Washington D.C. — En junio de 2021, el presidente Joe Biden realizó su primer viaje internacional como jefe de Estado, visitando el Reino Unido y luego Bélgica, donde participó en reuniones del G7 y la OTAN. Esta gira tenía un fuerte carácter simbólico: Biden buscaba marcar distancia con la administración de Donald Trump y reafirmar el compromiso de Estados Unidos con sus aliados tradicionales. “Estados Unidos ha vuelto”, declaró repetidamente, tanto en esos encuentros como en su primer discurso global, unos meses antes, en la Conferencia de Seguridad de Múnich. Su mensaje era claro: el país regresaba como defensor de la democracia liberal, los derechos humanos y el orden internacional basado en normas.
Sin embargo, el temor a un eventual regreso de Trump o de un liderazgo populista similar nunca desapareció del todo. El 5 de noviembre de 2024, esos temores se confirmaron con la reelección de Trump. Hoy, para muchos líderes europeos y de otros países aliados, ha quedado claro que Estados Unidos ya no es el socio confiable que fue durante casi ocho décadas.
Si su primera presidencia representó un reto para la institucionalidad estadounidense y una pérdida de la confiabilidad de sus aliados con la superpotencia, los escasos tres meses que llevamos de esta segunda presidencia están demostrando que Estados Unidos ha entrado en una deriva que lleva a muchos a ver su futuro sin la protección, los lazos y las relaciones estadounidenses que marcaron la segunda mitad del siglo XX y el principio de este XXI.

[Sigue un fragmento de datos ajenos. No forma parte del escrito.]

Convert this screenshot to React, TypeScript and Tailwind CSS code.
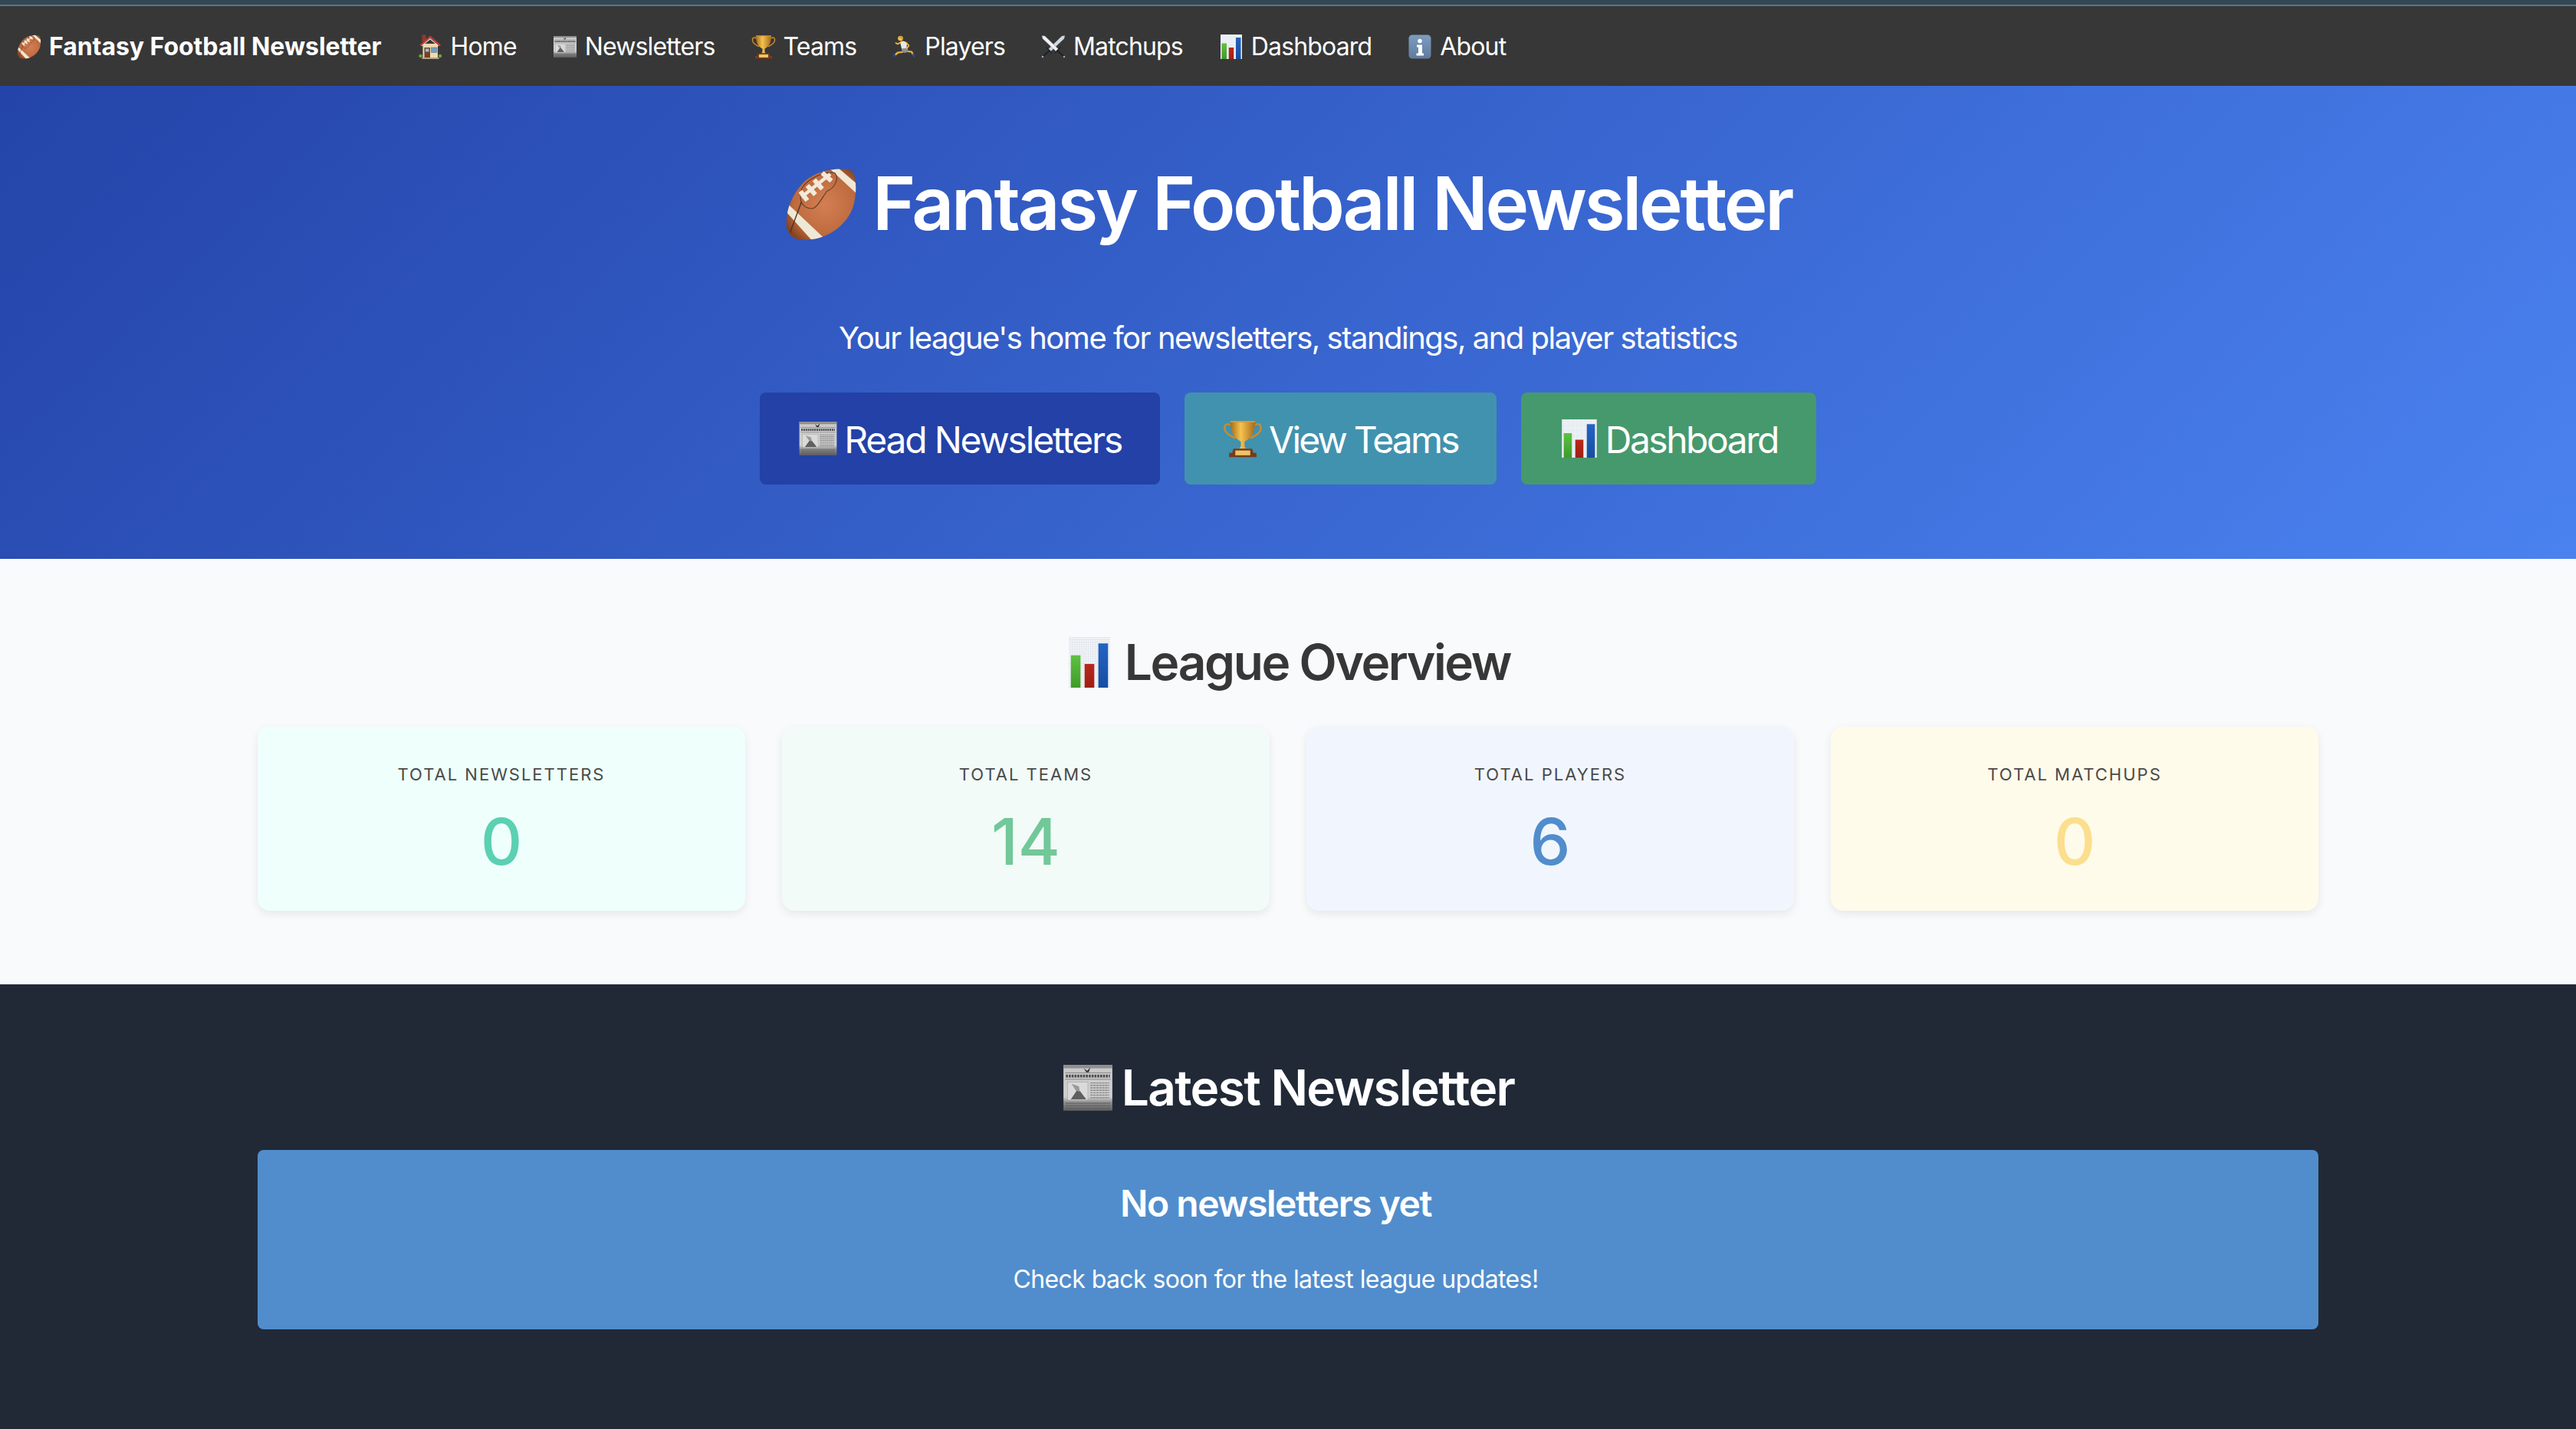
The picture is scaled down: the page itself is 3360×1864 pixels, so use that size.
import { useId, type ReactNode } from 'react'

type EmojiName = 'football' | 'house' | 'news' | 'trophy' | 'runner' | 'swords' | 'chart' | 'info'

function Glyph({ name, uid }: { name: EmojiName; uid: string }) {
  switch (name) {
    case 'football': {
      const shape = 'M58 3C62 5 64 20 60 34C55 50 38 62 22 63C12 64 4 62 2 52C1 38 6 24 18 12C30 2 48 0 58 3Z'
      return (
        <>
          <defs>
            <radialGradient id={`${uid}ball`} cx="0.55" cy="0.5" r="0.62">
              <stop offset="0" stopColor="#d37f53" />
              <stop offset="0.72" stopColor="#bd6a3e" />
              <stop offset="1" stopColor="#86441f" />
            </radialGradient>
            <clipPath id={`${uid}clip`}>
              <path d={shape} />
            </clipPath>
          </defs>
          <path d={shape} fill={`url(#${uid}ball)`} />
          <g clipPath={`url(#${uid}clip)`}>
            <path d="M38 0L46 0L66 17L66 26Z" fill="#efe8d6" />
            <path d="M0 29L0 37L26 66L37 64Z" fill="#efe8d6" />
          </g>
          <path d="M15 19C20 10 35 3 44 5C48 10 44 18 37 21C32 28 28 36 24 36C18 36 14 32 14 26Z" fill="none" stroke="#5d3a28" strokeWidth="0.7" />
          <path d="M40 6L15 26" stroke="#f1ead9" strokeWidth="3" />
          <path d="M33 5L41 12M26 11L33 19M20 16L27 24M14 21L20 29" stroke="#f1ead9" strokeWidth="4" />
          <path d="M15 30L5 57" stroke="#4a3226" strokeWidth="0.9" />
        </>
      )
    }
    case 'house':
      return (
        <>
          <circle cx="7" cy="56" r="4.500" fill="#6aa244" />
          <circle cx="58" cy="56" r="4.500" fill="#6aa244" />
          <rect x="11" y="1" width="10" height="18" fill="#8f3a30" />
          <rect x="13" y="24" width="39" height="37" fill="#efd9b0" />
          <path d="M32 3L5 27L8 31L32 10L56 31L60 27Z" fill="#b5413a" />
          <path d="M32 10L10 29V31L32 13L54 31V29Z" fill="#f5ead3" />
          <rect x="17" y="34" width="15" height="27" fill="#74402a" />
          <rect x="20" y="37" width="9" height="8" fill="#8ec3df" />
          <rect x="35" y="34" width="15" height="13" fill="#6aa0c8" stroke="#8a5a38" strokeWidth="1" />
          <rect x="11" y="60" width="44" height="4" fill="#b2a289" />
        </>
      )
    case 'news':
      return (
        <>
          <defs>
            <linearGradient id={`${uid}paper`} x1="0" y1="0" x2="0" y2="1">
              <stop offset="0" stopColor="#c9c9c9" />
              <stop offset="0.7" stopColor="#cfcfcf" />
              <stop offset="0.82" stopColor="#8d8d8d" />
              <stop offset="1" stopColor="#606060" />
            </linearGradient>
          </defs>
          <rect x="2" y="4" width="60" height="56" fill={`url(#${uid}paper)`} />
          <rect x="2" y="4" width="60" height="4" fill="#8f8f8f" />
          <path d="M27 8L31 11L35 7L33 13H30Z" fill="#333" />
          <path d="M4 13.500H60M4 21.500H60" stroke="#7a7a7a" strokeWidth="0.8" />
          <path d="M5 17.500H59" stroke="#4d4d4d" strokeWidth="3.500" strokeDasharray="2.500 1" />
          <rect x="7" y="25" width="25" height="22" fill="#dadada" stroke="#a3a3a3" strokeWidth="0.6" />
          <path d="M11 46L20 33L30 46Z" fill="#5f5f5f" />
          <path d="M12 27L21 30L22 37L17 35Z" fill="#9a9a9a" />
          <path d="M35 26H58M35 29H58M35 32H58M35 35H58M35 38H58M35 41H58M35 44H58" stroke="#8a8a8a" strokeWidth="1.400" strokeDasharray="3 0.6" />
          <path d="M5 51H59M5 54H59M5 57H59" stroke="#5a5a5a" strokeWidth="1.200" strokeDasharray="1.500 0.600" />
        </>
      )
    case 'trophy':
      return (
        <>
          <defs>
            <linearGradient id={`${uid}gold`} x1="0" y1="0" x2="1" y2="0">
              <stop offset="0" stopColor="#a86a16" />
              <stop offset="0.42" stopColor="#f4c350" />
              <stop offset="1" stopColor="#a9691a" />
            </linearGradient>
          </defs>
          <path d="M13 10C6 5 2 10 3 16C4 24 12 27 19 31M51 10C58 5 62 10 61 16C60 24 52 27 45 31" fill="none" stroke="#c98d2b" strokeWidth="3" strokeLinecap="round" />
          <path d="M12 3H52C52 18 48 31 35 37V44C35 46 37 48 38 49H26C27 48 29 46 29 44V37C16 31 12 18 12 3Z" fill={`url(#${uid}gold)`} />
          <path d="M12 3H52V5H12Z" fill="#d69c33" />
          <path d="M17 49H47L49 56H54V63H10V56H15Z" fill="#7b3a17" />
          <rect x="20" y="52" width="24" height="8" fill="#ecc468" />
        </>
      )
    case 'runner':
      return (
        <>
          <path d="M26 46L15 47L7 53" fill="none" stroke="#f1b93c" strokeWidth="4.500" strokeLinecap="round" strokeLinejoin="round" />
          <path d="M38 44L50 45L54 52" fill="none" stroke="#f1b93c" strokeWidth="4.500" strokeLinecap="round" strokeLinejoin="round" />
          <path d="M1 52L7 50L9 58L3 60Z" fill="#2a478c" />
          <path d="M52 50L57 49L60 59L55 60Z" fill="#2a478c" />
          <path d="M25 34L37 33L43 44L34 48L24 46Z" fill="#8f8f8f" />
          <path d="M20 19C26 15 34 18 38 22L37 35L24 37Z" fill="#e9e9e4" />
          <path d="M22 20L14 25L9 22" fill="none" stroke="#f1b93c" strokeWidth="3.500" strokeLinecap="round" strokeLinejoin="round" />
          <path d="M36 21L43 29L38 36" fill="none" stroke="#f1b93c" strokeWidth="3.500" strokeLinecap="round" strokeLinejoin="round" />
          <circle cx="21" cy="10" r="6.500" fill="#f3c24b" />
          <path d="M15 7C18 2 27 3 28 9C28 12 26 14 25 15C25 10 21 8 15 7Z" fill="#d89c2a" />
        </>
      )
    case 'swords':
      return (
        <>
          <path d="M62 3L60 11L25 44L19 38L54 4Z" fill="#cfd9e2" stroke="#6e7a85" strokeWidth="0.8" />
          <path d="M2 3L4 11L39 44L45 38L10 4Z" fill="#eef2f6" stroke="#6e7a85" strokeWidth="0.8" />
          <path d="M14 34L27 48M50 34L37 48" stroke="#26282b" strokeWidth="3.500" strokeLinecap="round" />
          <path d="M22 42L6 56M42 42L58 56" stroke="#1f2124" strokeWidth="3.500" strokeLinecap="round" />
          <circle cx="4" cy="58" r="2.500" fill="#a9a9a9" />
          <circle cx="60" cy="58" r="2.500" fill="#a9a9a9" />
        </>
      )
    case 'chart':
      return (
        <>
          <defs>
            <pattern id={`${uid}grid`} width="3" height="3" patternUnits="userSpaceOnUse">
              <rect width="3" height="3" fill="#f2f5f8" />
              <path d="M3 0H0V3" fill="none" stroke="#bfcbd8" strokeWidth="0.5" />
            </pattern>
            <linearGradient id={`${uid}g`} x1="0" y1="0" x2="0" y2="1">
              <stop offset="0" stopColor="#5cc240" />
              <stop offset="1" stopColor="#409a2b" />
            </linearGradient>
            <linearGradient id={`${uid}r`} x1="0" y1="0" x2="0" y2="1">
              <stop offset="0" stopColor="#b9281b" />
              <stop offset="1" stopColor="#9d2013" />
            </linearGradient>
            <linearGradient id={`${uid}b`} x1="0" y1="0" x2="0" y2="1">
              <stop offset="0" stopColor="#2463c4" />
              <stop offset="1" stopColor="#164e9f" />
            </linearGradient>
          </defs>
          <rect x="4" y="0" width="56" height="64" fill={`url(#${uid}grid)`} />
          <rect x="7" y="23" width="13" height="41" fill={`url(#${uid}g)`} />
          <rect x="25.500" y="34" width="13" height="30" fill={`url(#${uid}r)`} />
          <rect x="44" y="8" width="13" height="56" fill={`url(#${uid}b)`} />
        </>
      )
    case 'info':
      return (
        <>
          <defs>
            <linearGradient id={`${uid}info`} x1="0" y1="0" x2="0" y2="1">
              <stop offset="0" stopColor="#7d9dc0" />
              <stop offset="1" stopColor="#5f7b9c" />
            </linearGradient>
          </defs>
          <rect x="3" y="1" width="58" height="62" rx="9" fill={`url(#${uid}info)`} />
          <circle cx="32" cy="17" r="5.500" fill="#fff" />
          <path d="M24 27H38V49H42V55H23V49H28V33H24Z" fill="#fff" />
        </>
      )
  }
}

function Emoji({ name, size }: { name: EmojiName; size: string }) {
  const uid = useId()
  return (
    <svg viewBox="0 0 64 64" preserveAspectRatio="none" className={`${size} shrink-0`} aria-hidden>
      <Glyph name={name} uid={uid} />
    </svg>
  )
}

const navLinks: { label: string; icon: EmojiName }[] = [
  { label: 'Home', icon: 'house' },
  { label: 'Newsletters', icon: 'news' },
  { label: 'Teams', icon: 'trophy' },
  { label: 'Players', icon: 'runner' },
  { label: 'Matchups', icon: 'swords' },
  { label: 'Dashboard', icon: 'chart' },
  { label: 'About', icon: 'info' },
]

const stats = [
  { label: 'Total Newsletters', value: '0', card: 'bg-[#eefffc]', text: 'text-[#5bd0b2]' },
  { label: 'Total Teams', value: '14', card: 'bg-[#f2fbf8]', text: 'text-[#71c899]' },
  { label: 'Total Players', value: '6', card: 'bg-[#f1f6fe]', text: 'text-[#518dcc]' },
  { label: 'Total Matchups', value: '0', card: 'bg-[#fffbeb]', text: 'text-[#fbdf8e]' },
]

function HeroButton({ icon, className, children }: { icon: EmojiName; className: string; children: ReactNode }) {
  return (
    <a className={`flex h-[120px] items-center gap-[8px] rounded-[8px] px-[50px] text-[48px] text-white ${className}`}>
      <Emoji name={icon} size="h-[50px] w-[52px]" />
      <span className="pt-[3px]">{children}</span>
    </a>
  )
}

export default function App() {
  return (
    <div className="min-h-[1864px] bg-[#212937] font-['Inter',sans-serif]">
      <div className="h-[6px] bg-[#334855]" />
      <div className="h-[2px] bg-[#5f7681]" />
      <nav className="flex h-[104px] items-center bg-[#373737] pt-[1px] pl-[22px] text-[32px] tracking-[-0.85px] text-white">
        <a className="flex items-center gap-[10px] font-bold tracking-[-0.05px]">
          <Emoji name="football" size="h-[32px] w-[32px]" />
          Fantasy Football Newsletter
        </a>
        <ul className="ml-[48px] flex items-center gap-[47px]">
          {navLinks.map((link) => (
            <li key={link.label} className="flex items-center gap-[10px]">
              <Emoji name={link.icon} size="h-[32px] w-[32px]" />
              {link.label}
            </li>
          ))}
        </ul>
      </nav>

      <section className="flex flex-col items-center bg-[linear-gradient(135deg,#2444a9,#4a82f0)] pt-[96px] pb-[97px] text-white">
        <h1 className="mb-[86px] flex items-center gap-[19px] text-[96px] leading-[115px] font-semibold tracking-[-3.3px]">
          <Emoji name="football" size="h-[96px] w-[96px]" />
          Fantasy Football Newsletter
        </h1>
        <p className="mb-[39px] text-[40px] leading-[64px] tracking-[-1.5px]">
          Your league's home for newsletters, standings, and player statistics
        </p>
        <div className="flex gap-[32px]">
          <HeroButton icon="news" className="bg-[#2341a6] tracking-[-2.2px]">Read Newsletters</HeroButton>
          <HeroButton icon="trophy" className="bg-[#4192ae] tracking-[-2.8px]">View Teams</HeroButton>
          <HeroButton icon="chart" className="bg-[#46996c] tracking-[-2.5px]">Dashboard</HeroButton>
        </div>
      </section>

      <section className="bg-[#f9fafc] py-[96px]">
        <h2 className="mb-[46px] flex items-center justify-center gap-[15px] text-[64px] leading-[77px] font-semibold tracking-[-2.4px] text-[#373737]">
          <Emoji name="chart" size="h-[66px] w-[62px]" />
          League Overview
        </h2>
        <div className="mx-auto grid w-[2688px] grid-cols-4 gap-[48px]">
          {stats.map((stat) => (
            <div key={stat.label} className={`flex h-[240px] flex-col items-center rounded-[16px] pt-[48px] shadow-[0_4px_12px_rgba(0,0,0,0.08)] ${stat.card}`}>
              <div className="text-[22px] leading-[28px] tracking-[2px] text-[#4a4a4a] uppercase">{stat.label}</div>
              <div className={`mt-[24px] text-[84px] leading-[100px] font-medium ${stat.text}`}>{stat.value}</div>
            </div>
          ))}
        </div>
      </section>

      <section className="pt-[96px] text-white">
        <h2 className="mb-[43px] flex items-center justify-center gap-[10px] text-[64px] leading-[77px] font-semibold tracking-[-1.7px]">
          <Emoji name="news" size="h-[68px] w-[68px]" />
          Latest Newsletter
        </h2>
        <div className="mx-auto flex h-[234px] w-[2688px] flex-col items-center rounded-[8px] bg-[#518dcc] pt-[40px] pr-[32px]">
          <h3 className="text-[48px] leading-[60px] font-semibold tracking-[-1.5px]">No newsletters yet</h3>
          <p className="mt-[43px] text-[32px] leading-[51px] tracking-[-0.6px]">Check back soon for the latest league updates!</p>
        </div>
      </section>
    </div>
  )
}
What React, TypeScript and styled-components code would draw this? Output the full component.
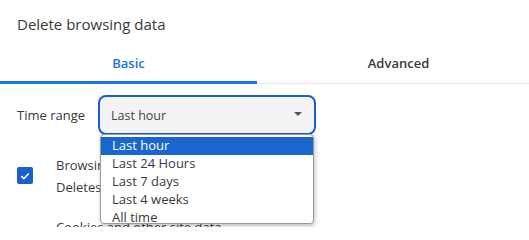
import React from "react";
import styled, { createGlobalStyle } from "styled-components";

const Global = createGlobalStyle`
  html, body { margin: 0; padding: 0; background: #fff; }
  body { font-family: "Open Sans", "Noto Sans", sans-serif; color: #3c3c3c; overflow: hidden; }
`;

const Page = styled.div`
  width: 529px;
  height: 227px;
  position: relative;
  overflow: hidden;
`;

const Title = styled.div`
  padding: 14px 0 0 17px;
  height: 30px;
  box-sizing: border-box;
  font-size: 15px;
  line-height: 20px;
  color: #3a3a3a;
`;

const Tabs = styled.div`
  margin-top: 14px;
  width: 540px;
  display: grid;
  grid-template-columns: 257px 1fr;
  border-bottom: 1px solid #e8e8e8;
`;

const Tab = styled.div<{ $active?: boolean }>`
  height: 40px;
  display: flex;
  align-items: center;
  justify-content: center;
  padding-bottom: 2px;
  box-sizing: border-box;
  font-size: 13px;
  font-weight: 600;
  color: ${(p) => (p.$active ? "#1a73e8" : "#3a3a3a")};
  box-shadow: ${(p) => (p.$active ? "inset 0 -3px 0 #1a73e8" : "none")};
  margin-bottom: -1px;
`;

const Body = styled.div`
  padding: 11px 0 0 17px;
`;

const FieldRow = styled.div`
  display: flex;
  align-items: center;
  gap: 13px;
`;

const Label = styled.span`
  font-size: 13px;
  color: #3a3a3a;
`;

const SelectWrap = styled.div`
  position: relative;
`;

const SelectBox = styled.div`
  width: 218px;
  height: 40px;
  box-sizing: border-box;
  border: 2px solid #1a5fd0;
  border-radius: 8px;
  background: #f3f3f3;
  display: flex;
  align-items: center;
  justify-content: space-between;
  padding: 0 12px 0 11px;
  font-size: 12.5px;
  color: #444;
`;

const Caret = styled.span`
  width: 0;
  height: 0;
  border-left: 4px solid transparent;
  border-right: 4px solid transparent;
  border-top: 4px solid #555;
  margin-top: -3px;
`;

const Menu = styled.ul`
  position: absolute;
  left: 2px;
  top: 39px;
  width: 214px;
  height: 90px;
  overflow: hidden;
  margin: 0;
  padding: 2px 0 0;
  list-style: none;
  background: #fff;
  border: 1px solid #9a9a9a;
  border-radius: 4px;
  box-shadow: 1px 2px 4px rgba(0, 0, 0, 0.25);
  box-sizing: border-box;
  z-index: 2;
`;

const Item = styled.li<{ $selected?: boolean }>`
  height: 18px;
  line-height: 17px;
  padding-left: 11px;
  font-size: 13px;
  color: ${(p) => (p.$selected ? "#fff" : "#3a3a3a")};
  background: ${(p) => (p.$selected ? "#1a66cc" : "transparent")};
`;

const CheckRow = styled.div`
  display: flex;
  align-items: flex-start;
  gap: 23px;
  margin-top: 19px;
`;

const Check = styled.div`
  width: 16px;
  height: 17px;
  margin-top: 13px;
  border-radius: 2px;
  background: #1a5fd0;
  display: flex;
  align-items: center;
  justify-content: center;
`;

const CheckText = styled.div`
  font-size: 13px;
  line-height: 22px;
  color: #3a3a3a;
`;

const Sub = styled.div`
  font-size: 13px;
  line-height: 22px;
  margin: 18px 0 0 39px;
  color: #3a3a3a;
`;

const options = ["Last hour", "Last 24 Hours", "Last 7 days", "Last 4 weeks", "All time"];

export default function App() {
  return (
    <Page>
      <Global />
      <Title>Delete browsing data</Title>
      <Tabs>
        <Tab $active>Basic</Tab>
        <Tab>Advanced</Tab>
      </Tabs>
      <Body>
        <FieldRow>
          <Label>Time range</Label>
          <SelectWrap>
            <SelectBox>
              <span>Last hour</span>
              <Caret />
            </SelectBox>
            <Menu>
              {options.map((o, i) => (
                <Item key={o} $selected={i === 0}>
                  {o}
                </Item>
              ))}
            </Menu>
          </SelectWrap>
        </FieldRow>
        <CheckRow>
          <Check>
            <svg width="12" height="12" viewBox="0 0 12 12">
              <path d="M2.3 6.2 L4.9 8.7 L9.7 3.5" fill="none" stroke="#fff" strokeWidth="1.6" />
            </svg>
          </Check>
          <CheckText>
            Browsing history
            <br />
            Deletes history from all signed-in devices
          </CheckText>
        </CheckRow>
        <Sub>Cookies and other site data</Sub>
      </Body>
    </Page>
  );
}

El liderazgo de un país democrático entre sus iguales se ejerce desde el ejemplo, respetando las elecciones, la separación de poderes, las decisiones judiciales, los compromisos internacionales, los tratados firmados, protegiendo a los indefensos y castigando a los criminales. Inspirando. Ofreciendo un estilo de vida y de sociedad aspiracional, en libertad, que despierta admiración a pesar de sus defectos (porque ningún país es perfecto). Y Estados Unidos –más para algunos, menos para otros– sí logró ese liderazgo, hasta ahora.
Desde el pasado 20 de enero, Trump se jacta de controlar el Congreso; amenaza a jueces; deporta a inmigrantes legales, y a los ilegales, a quienes priva de su debido proceso; castiga a las universidades; acalla voces discrepantes; y amedrenta a quien se ponga por delante de su agenda política. Los aranceles son sólo el último episodio de un trimestre apabullante que ha erosionado esa imagen que tenía Estados Unidos y que, al ritmo que vamos, difícilmente se recuperará –si es que se puede recuperar– tras estos próximos cuatro años. Aunque pierda en 2028 y le tome el relevo una alternativa similar a la que representó Biden en 2020, la imagen de Estados Unidos ya está en cuestión.
Un amigo, un socio, un aliado tienen en común un valor intangible que va más allá de cualquier otra fortaleza que puedan tener todos ellos. Ese intangible es la confiabilidad, que se traslada no sólo en saber que ese amigo, socio o aliado nos cubrirá las espaldas y nos apoyarán cuando le necesitemos, sino que nos dirá las cosas con respeto, en la intimidad cuando sea necesario, y que actuarán de manera predecible. Trump está demostrando en un tiempo récord que es todo lo contrario. No es confiable, no respeta y para nada es predecible. Los aranceles son sólo el último y tal vez el más claro ejemplo de este transitar errático.
En un artículo anterior publicado en estas mismas páginas escribí que estábamos ante el fin de la Pax Americana, ese orden mundial surgido después del final de la Segunda Guerra Mundial, en el que Estados Unidos se convirtió en la potencia económica, cultural y militar dominante del mundo. Si teníamos dudas sobre ese fin, cada día que pasa, éstas se disipan; y no porque surjan nuevos actores como Rusia o China con aspiraciones globales, sino porque quien ostentaba hasta ahora ese privilegio de liderazgo global lo está echando por la borda de manera incomprensible.